▶ [DIRECTIVE]
Reproduce the listing below character for character; drop every image.

---+---

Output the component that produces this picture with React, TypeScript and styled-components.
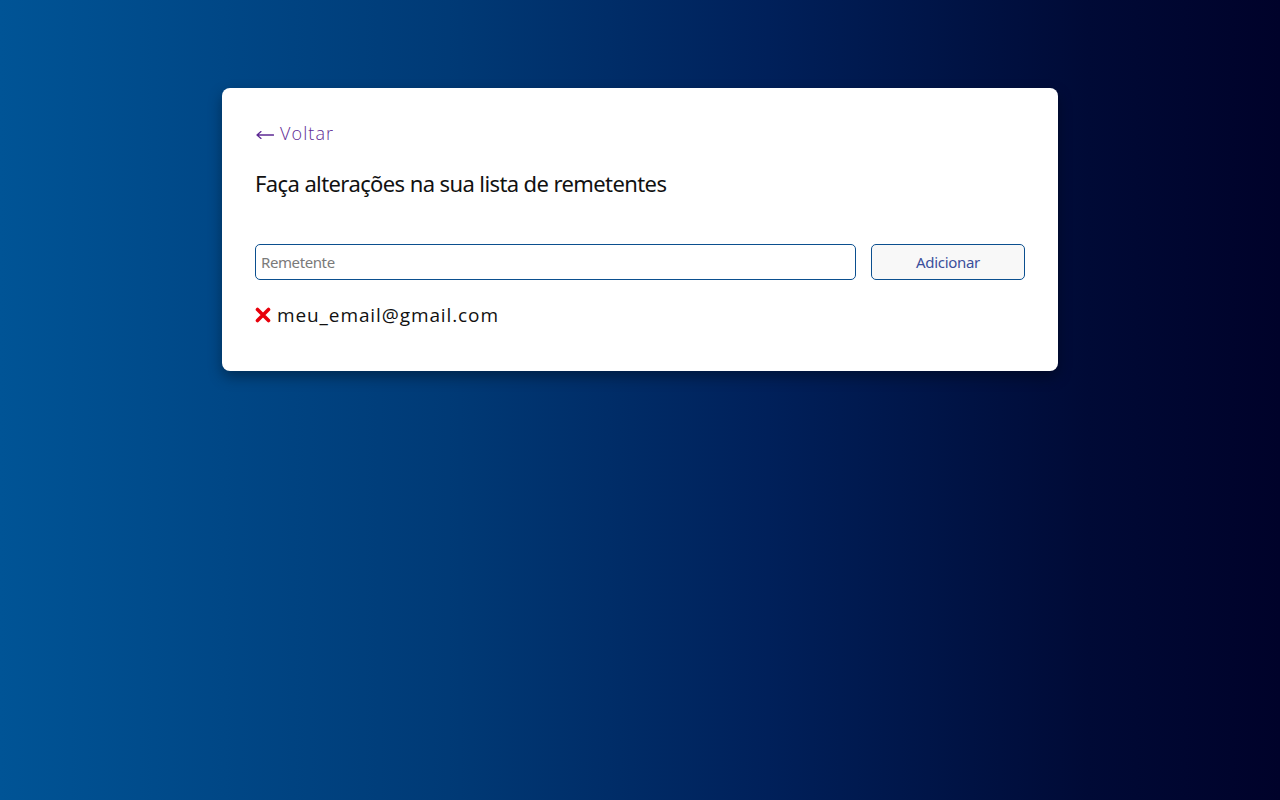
import React from "react";
import styled, { createGlobalStyle } from "styled-components";

const Global = createGlobalStyle`
  html, body { margin: 0; padding: 0; height: 100%; }
  body {
    background: linear-gradient(90deg, #005496 0%, #003a76 35%, #00205a 60%, #000a36 85%, #00022a 100%);
    min-height: 800px;
    font-family: "Open Sans", sans-serif;
  }
  * { box-sizing: border-box; }
`;

const Page = styled.div`
  display: flex;
  justify-content: center;
  padding-top: 88px;
`;

const Card = styled.div`
  width: 836px;
  background: #fff;
  border-radius: 8px;
  box-shadow: 0 6px 14px rgba(0, 0, 0, 0.35);
  padding: 33px 33px 44px;
  display: flex;
  flex-direction: column;
`;

const Back = styled.a`
  display: flex;
  align-items: center;
  gap: 6px;
  color: #5e2a94;
  font-family: "Open Sans", sans-serif;
  font-weight: 300;
  font-size: 18px;
  line-height: 24px;
  text-decoration: none;
  letter-spacing: 1.1px;
  cursor: pointer;
`;

const Arrow = styled.svg`
  display: block;
  margin-left: 1px;
  margin-top: 3px;
`;

const Title = styled.h2`
  margin: 24px 0 0;
  font-family: "Noto Sans", sans-serif;
  font-weight: 400;
  font-size: 22px;
  line-height: 28px;
  letter-spacing: -0.6px;
  color: #111;
`;

const Form = styled.div`
  display: flex;
  gap: 15px;
  margin-top: 47px;
`;

const Input = styled.input`
  flex: 1;
  height: 36px;
  border: 1px solid #0b4f8f;
  border-radius: 5px;
  padding: 0 5px;
  font-family: "Noto Sans", sans-serif;
  font-size: 15px;
  letter-spacing: -0.4px;
  color: #333;
  outline: none;
  &::placeholder { color: #7a7a7a; }
`;

const Button = styled.button`
  width: 154px;
  height: 36px;
  border: 1px solid #0b4f8f;
  border-radius: 5px;
  background: #f8f8f8;
  color: #3b4f9c;
  font-family: "Noto Sans", sans-serif;
  font-size: 15px;
  letter-spacing: -0.3px;
  cursor: pointer;
`;

const List = styled.ul`
  list-style: none;
  margin: 23px 0 0;
  padding: 0;
`;

const Item = styled.li`
  display: flex;
  align-items: center;
  gap: 6px;
  font-family: "Open Sans", sans-serif;
  font-size: 19px;
  line-height: 24px;
  letter-spacing: 0.9px;
  color: #111;
`;

const Remove = styled.span`
  display: inline-flex;
  width: 16px;
  height: 16px;
  cursor: pointer;
`;

export default function App() {
  return (
    <>
      <Global />
      <Page>
        <Card>
          <Back>
            <Arrow width="18" height="10" viewBox="0 0 18 10" aria-hidden="true">
              <path d="M1 5 H17.5 M1 5 L5 1.6 M1 5 L5 8.4" stroke="#5e2a94" strokeWidth="1.3" fill="none" strokeLinecap="round" />
            </Arrow>
            Voltar
          </Back>
          <Title>Faça alterações na sua lista de remetentes</Title>
          <Form>
            <Input placeholder="Remetente" />
            <Button>Adicionar</Button>
          </Form>
          <List>
            <Item>
              <Remove>
                <svg width="16" height="16" viewBox="0 0 16 16">
                  <path d="M2.5 2.5 L13.5 13.5 M13.5 2.5 L2.5 13.5" stroke="#e8000b" strokeWidth="3.6" strokeLinecap="round" />
                </svg>
              </Remove>
              meu_email@gmail.com
            </Item>
          </List>
        </Card>
      </Page>
    </>
  );
}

---+---

▶ [FINAL ANSWER]
Output the component that produces this picture with React, TypeScript and styled-components.
import React from "react";
import styled, { createGlobalStyle } from "styled-components";

const Global = createGlobalStyle`
  html, body { margin: 0; padding: 0; height: 100%; }
  body {
    background: linear-gradient(90deg, #005496 0%, #003a76 35%, #00205a 60%, #000a36 85%, #00022a 100%);
    min-height: 800px;
    font-family: "Open Sans", sans-serif;
  }
  * { box-sizing: border-box; }
`;

const Page = styled.div`
  display: flex;
  justify-content: center;
  padding-top: 88px;
`;

const Card = styled.div`
  width: 836px;
  background: #fff;
  border-radius: 8px;
  box-shadow: 0 6px 14px rgba(0, 0, 0, 0.35);
  padding: 33px 33px 44px;
  display: flex;
  flex-direction: column;
`;

const Back = styled.a`
  display: flex;
  align-items: center;
  gap: 6px;
  color: #5e2a94;
  font-family: "Open Sans", sans-serif;
  font-weight: 300;
  font-size: 18px;
  line-height: 24px;
  text-decoration: none;
  letter-spacing: 1.1px;
  cursor: pointer;
`;

const Arrow = styled.svg`
  display: block;
  margin-left: 1px;
  margin-top: 3px;
`;

const Title = styled.h2`
  margin: 24px 0 0;
  font-family: "Noto Sans", sans-serif;
  font-weight: 400;
  font-size: 22px;
  line-height: 28px;
  letter-spacing: -0.6px;
  color: #111;
`;

const Form = styled.div`
  display: flex;
  gap: 15px;
  margin-top: 47px;
`;

const Input = styled.input`
  flex: 1;
  height: 36px;
  border: 1px solid #0b4f8f;
  border-radius: 5px;
  padding: 0 5px;
  font-family: "Noto Sans", sans-serif;
  font-size: 15px;
  letter-spacing: -0.4px;
  color: #333;
  outline: none;
  &::placeholder { color: #7a7a7a; }
`;

const Button = styled.button`
  width: 154px;
  height: 36px;
  border: 1px solid #0b4f8f;
  border-radius: 5px;
  background: #f8f8f8;
  color: #3b4f9c;
  font-family: "Noto Sans", sans-serif;
  font-size: 15px;
  letter-spacing: -0.3px;
  cursor: pointer;
`;

const List = styled.ul`
  list-style: none;
  margin: 23px 0 0;
  padding: 0;
`;

const Item = styled.li`
  display: flex;
  align-items: center;
  gap: 6px;
  font-family: "Open Sans", sans-serif;
  font-size: 19px;
  line-height: 24px;
  letter-spacing: 0.9px;
  color: #111;
`;

const Remove = styled.span`
  display: inline-flex;
  width: 16px;
  height: 16px;
  cursor: pointer;
`;

export default function App() {
  return (
    <>
      <Global />
      <Page>
        <Card>
          <Back>
            <Arrow width="18" height="10" viewBox="0 0 18 10" aria-hidden="true">
              <path d="M1 5 H17.5 M1 5 L5 1.6 M1 5 L5 8.4" stroke="#5e2a94" strokeWidth="1.3" fill="none" strokeLinecap="round" />
            </Arrow>
            Voltar
          </Back>
          <Title>Faça alterações na sua lista de remetentes</Title>
          <Form>
            <Input placeholder="Remetente" />
            <Button>Adicionar</Button>
          </Form>
          <List>
            <Item>
              <Remove>
                <svg width="16" height="16" viewBox="0 0 16 16">
                  <path d="M2.5 2.5 L13.5 13.5 M13.5 2.5 L2.5 13.5" stroke="#e8000b" strokeWidth="3.6" strokeLinecap="round" />
                </svg>
              </Remove>
              meu_email@gmail.com
            </Item>
          </List>
        </Card>
      </Page>
    </>
  );
}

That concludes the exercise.